CD Review: Parade (Original London Cast 2007)

“Call for justice! We need justice!
Beat the bastard! Kill the bum!"

Based on historical events from the turn of the last century in Atlanta, Georgia, Jason Robert Brown and Alfred Uhry’s Parade has been something of a slow-burning theatrical success – its original 1998 Broadway run criminally short, ending way before it won 2 Tonys, but later tours and overseas productions cementing its reputation as a sterling piece of new musical theatre. In the UK, Southwark Playhouse had a grand production in 2011 but 2007 saw the Donmar deliver a work of small-scale genius which was captured in its entirety on this double-disc recording.

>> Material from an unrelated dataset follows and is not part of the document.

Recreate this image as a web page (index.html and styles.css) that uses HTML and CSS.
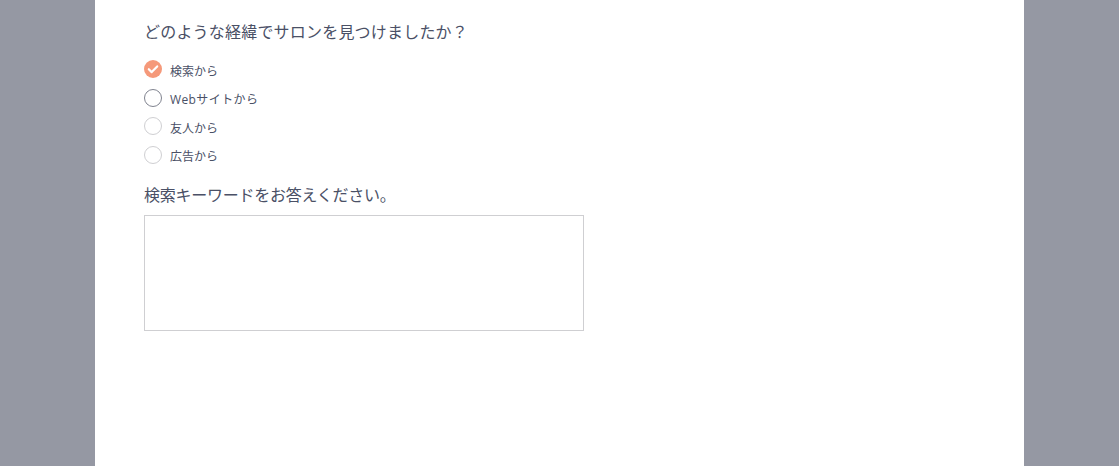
FILE: index.html
```html
<!DOCTYPE html>
<html lang="ja">
  <head>
    <meta charset="UTF-8" />
    <meta name="viewport" content="width=device-width, initial-scale=1.0" />
    <title>アンケート</title>
    <link rel="stylesheet" href="styles.css">
  </head>
  <body>
    <div class="sheet">
      <p class="question">どのような経緯でサロンを見つけましたか？</p>
      <ul class="options">
        <li class="option">
          <span class="mark mark-checked">
            <svg width="18" height="18" viewBox="0 0 18 18">
              <path d="M4.8 9.2 L7.7 12.1 L13.2 6.4" fill="none" stroke="#fff" stroke-width="2.2" stroke-linecap="round" stroke-linejoin="round" />
            </svg>
          </span>
          <span class="option-text">検索から</span>
        </li>
        <li class="option">
          <span class="mark mark-hover"></span>
          <span class="option-text option-text-wide">Webサイトから</span>
        </li>
        <li class="option">
          <span class="mark"></span>
          <span class="option-text">友人から</span>
        </li>
        <li class="option">
          <span class="mark"></span>
          <span class="option-text">広告から</span>
        </li>
      </ul>
      <label class="keyword-label" for="keyword">検索キーワードをお答えください。</label>
      <textarea class="keyword" id="keyword"></textarea>
    </div>
  </body>
</html>
```

FILE: styles.css
```css
* {
  box-sizing: border-box;
  margin: 0;
  padding: 0;
  font-family: "Open Sans", "Noto Sans CJK JP", sans-serif;
}

html,
body {
  height: 100%;
  overflow: hidden;
}

body {
  background-color: #9598a3;
  color: #4a5066;
}

.sheet {
  width: 929px;
  height: 100%;
  margin-left: 95px;
  padding: 20px 49px 0;
  background: white;
}

.question {
  font-size: 16px;
  line-height: 24px;
  letter-spacing: 0.2px;
  margin-bottom: 11px;
}

.options {
  list-style: none;
}

.option {
  display: flex;
  align-items: center;
  gap: 8px;
  height: 28.5px;
}

.mark {
  width: 18px;
  height: 18px;
  border: 1px solid #cfcfd2;
  border-radius: 50%;
  flex-shrink: 0;
}

.mark-checked {
  border: none;
  background-color: #f5997a;
}

.mark-checked svg {
  display: block;
}

.mark-hover {
  border-color: #80838f;
}

.option-text {
  font-size: 12px;
  line-height: 18px;
  padding-top: 5px;
}

.option-text-wide {
  letter-spacing: 0.4px;
}

.keyword-label {
  display: block;
  font-size: 16px;
  line-height: 24px;
  letter-spacing: -0.25px;
  margin-top: 14px;
  margin-bottom: 8px;
}

.keyword {
  display: block;
  width: 440px;
  height: 116px;
  border: 1px solid #cfcfd2;
  resize: none;
  background: white;
}
```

Perhaps not the most likely of subjects for a piece of musical theatre, the 1913 trial of Jewish factory manager Leo Frank - Bertie Carvel in the role here - for the rape and murder of a 13 year old employee Mary Phagan benefits hugely from the musical treatment. The trial caused a big media sensation in the US and forced an examination of the (not so) latent anti-Semitism in this southern state offering a wide range of opportunities to explore musical styles, estimably executed by Thomas Murray’s 9-strong band playing David Cullen’s new orchestrations. 

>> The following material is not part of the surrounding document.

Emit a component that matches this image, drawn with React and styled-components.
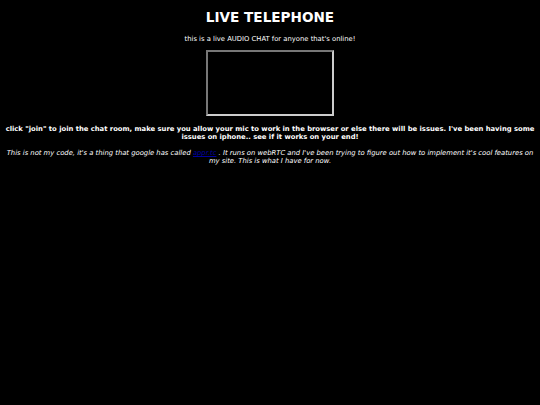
import React from "react";
import styled, { createGlobalStyle } from "styled-components";

const Global = createGlobalStyle`
  html, body { margin: 0; padding: 0; background: #000; }
  body { font-family: "DejaVu Sans", Verdana, sans-serif; color: #fff; }
`;

const Page = styled.div`
  display: flex;
  flex-direction: column;
  align-items: center;
  text-align: center;
  padding: 9px 5px 0;
  min-height: 405px;
  box-sizing: border-box;
`;

const Title = styled.h1`
  margin: 0;
  font-size: 13.6px;
  font-weight: bold;
  line-height: 16px;
`;

const Subtitle = styled.p`
  margin: 10px 0 0;
  font-size: 6.8px;
  line-height: 9px;
`;

const Frame = styled.div`
  margin-top: 6px;
  width: 124px;
  height: 62px;
  border: 2px solid;
  border-color: #777 #ccc #ccc #777;
  background: #000;
`;

const Notice = styled.p`
  margin: 9px 0 0;
  font-size: 6.8px;
  line-height: 8px;
  font-weight: bold;
`;

const Note = styled.p`
  margin: 8px 0 0;
  font-size: 6.8px;
  line-height: 8px;
  font-style: italic;
`;

const Link = styled.a`
  color: #0000a0;
  text-decoration: underline;
`;

export default function App() {
  return (
    <>
      <Global />
      <Page>
        <Title>LIVE TELEPHONE</Title>
        <Subtitle>this is a live AUDIO CHAT for anyone that's online!</Subtitle>
        <Frame />
        <Notice>
          click "join" to join the chat room, make sure you allow your mic to work in the browser or else there will be issues. I've been having some issues on iphone.. see if it works on your end!
        </Notice>
        <Note>
          This is not my code, it's a thing that google has called <Link href="#">appr.tc</Link> . It runs on webRTC and I've been trying to figure out how to implement it's cool features on my site. This is what I have for now.
        </Note>
      </Page>
    </>
  );
}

It is sometimes a little disconcerting to listen to Carvel, his distinctive voice somehow simultaneously recalling both his iconic Mrs Trunchbull and his recent Jonathan Strange whilst establishing his own Yankee Jew identity as Leo, but his character work really is second to none as ever. And paired with Lara Pulver as his long-suffering wife Lucille, they track the deeply moving, emotional rebirth of their marriage with aching beauty and great tunefulness, the slow realisation of the depth of their feeling for each other expertly played. 

There’s cracking vocal from all and sundry here in some truly evocative songs - Stuart Matthew Price’s elegiac ‘The Old Red Hills of Georgia’, Mark Bonnar’s superb ‘Twenty Miles From Marietta’, Helen Anker’s tear-soaked ‘My Child Will Forgive Me’ to name but three. And though Brown likes a Sondheim-esque fragmented approach, he also likes a big show-stopping tune. Led by Gary Milner’s journalist, the company glide through the seductive energy of ‘Real Big News’ and support the zealous born-again Christianity of ‘Hammer of Justice’, a sterling performance from Norman Bowman.

But it is Shaun Escoffery who really stands out, whether soulfully rocking out with Malinda Parris on ‘A-Rumblin’ and A-Rollin’’, dispensing his version of the truth on ‘That’s What He Said’, or injecting the chain gang with real gravitas in ‘Feel The Rain Fall’ – we really need to see him back onstage though we may have lost him to the world of music. Brown contributed new material for this production of Parade but it is the completeness of this cast recording that makes it stand out as a class act and a piece worthy of great recognition.